Her sister, whom prosecutors say was 15 years old at the time of Reddy’s arrest, and another young Indian woman, also lived in the apartment. Prattipati’s death was ruled an accident, but an investigation of the teens’ living situation led to charges that Reddy brought the girls into the country for “immoral purposes,” and imported others under false pretenses, to work in various other businesses he owns.  

Reddy is Berkeley’s largest residential landlord and has real estate holdings estimated at $70 million. He is currently free on $10 million bail. 

An autopsy of the deceased teenager revealed that she was two-weeks pregnant. Earlier this year, Judge Armstrong ruled that fetal tissue recovered during the autopsy was to be preserved as evidence.  

Reddy’s son is charged with three counts, including conspiracy to bring illegal aliens to the U.S. A third defendant, accused of posing as the girls’ father, also faces federal charges. 

Cassman says his is the first-ever challenge on vagueness grounds to the 1907 law forbidding importation of aliens for immoral purposes.

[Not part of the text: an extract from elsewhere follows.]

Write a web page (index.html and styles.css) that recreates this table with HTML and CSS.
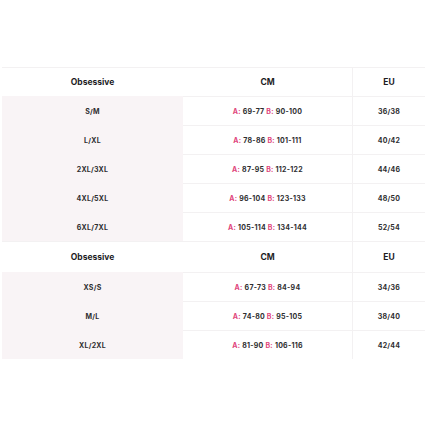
FILE: index.html
```html
<!DOCTYPE html>
<html>
<head>
<meta charset="utf-8">
<link rel="stylesheet" href="styles.css">
</head>
<body>
<table class="size-table">
  <tr class="head"><th class="c1">Obsessive</th><th class="c2">CM</th><th class="c3">EU</th></tr>
  <tr><td class="c1">S/M</td><td class="c2"><span class="k">A:</span> 69-77 <span class="k">B:</span> 90-100</td><td class="c3">36/38</td></tr>
  <tr><td class="c1">L/XL</td><td class="c2"><span class="k">A:</span> 78-86 <span class="k">B:</span> 101-111</td><td class="c3">40/42</td></tr>
  <tr><td class="c1">2XL/3XL</td><td class="c2"><span class="k">A:</span> 87-95 <span class="k">B:</span> 112-122</td><td class="c3">44/46</td></tr>
  <tr><td class="c1">4XL/5XL</td><td class="c2"><span class="k">A:</span> 96-104 <span class="k">B:</span> 123-133</td><td class="c3">48/50</td></tr>
  <tr><td class="c1">6XL/7XL</td><td class="c2"><span class="k">A:</span> 105-114 <span class="k">B:</span> 134-144</td><td class="c3">52/54</td></tr>
  <tr class="head head2"><th class="c1">Obsessive</th><th class="c2">CM</th><th class="c3">EU</th></tr>
  <tr><td class="c1">XS/S</td><td class="c2"><span class="k">A:</span> 67-73 <span class="k">B:</span> 84-94</td><td class="c3">34/36</td></tr>
  <tr><td class="c1">M/L</td><td class="c2"><span class="k">A:</span> 74-80 <span class="k">B:</span> 95-105</td><td class="c3">38/40</td></tr>
  <tr><td class="c1">XL/2XL</td><td class="c2"><span class="k">A:</span> 81-90 <span class="k">B:</span> 106-116</td><td class="c3">42/44</td></tr>
</table>
</body>
</html>
```
FILE: styles.css
```css
html, body {
  margin: 0;
  padding: 0;
  background: #fff;
}
body {
  padding: 67px 8px 0 2px;
  font-family: Inter, "Liberation Sans", sans-serif;
  color: #222;
}
.size-table {
  width: 422px;
  border-collapse: collapse;
  table-layout: fixed;
}
.size-table th, .size-table td {
  height: 28px;
  padding: 0;
  text-align: center;
  vertical-align: middle;
  font-weight: 700;
  border-top: 1px solid #f3f1f2;
}
.size-table th {
  font-size: 8.5px;
  color: #1d1d1f;
}
.size-table .head2 th {
  height: 30px;
}
.size-table td {
  font-size: 7px;
  color: #2e2e30;
  letter-spacing: 0.25px;
}
.c1 { width: 181px; }
.c2 { width: 169px; }
.c3 { width: 72px; border-left: 1px solid #f3f1f2; }
td.c1 { background: #f9f4f6; border-top-color: #f9f4f6; }
.k { color: #e0457b; }
```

Quoting from a U.S. Supreme Court opinion, he wrote in his brief that “vague laws may trap the innocent by not providing fair warning.” Besides arguing that the law is void for vagueness, Cassman says he plans to show that the girls were not minors at the time of the incident. Regarding the sex charges, he told the court that “there is no suggestion that any alleged sexual contact was forced or non-consensual.” 

Cassman’s motion to dismiss the sex charges was supposed to be filed Aug. 8, but he and Assistant United States Attorney John W. Kennedy agreed to extend the deadline. The federal government’s reply brief is due on August 25.  

Cassman’s office did not return numerous phone calls from the Daily Planet seeking comment. A spokesperson for the U.S. Attorney’s office said she would have no comment while the case was pending.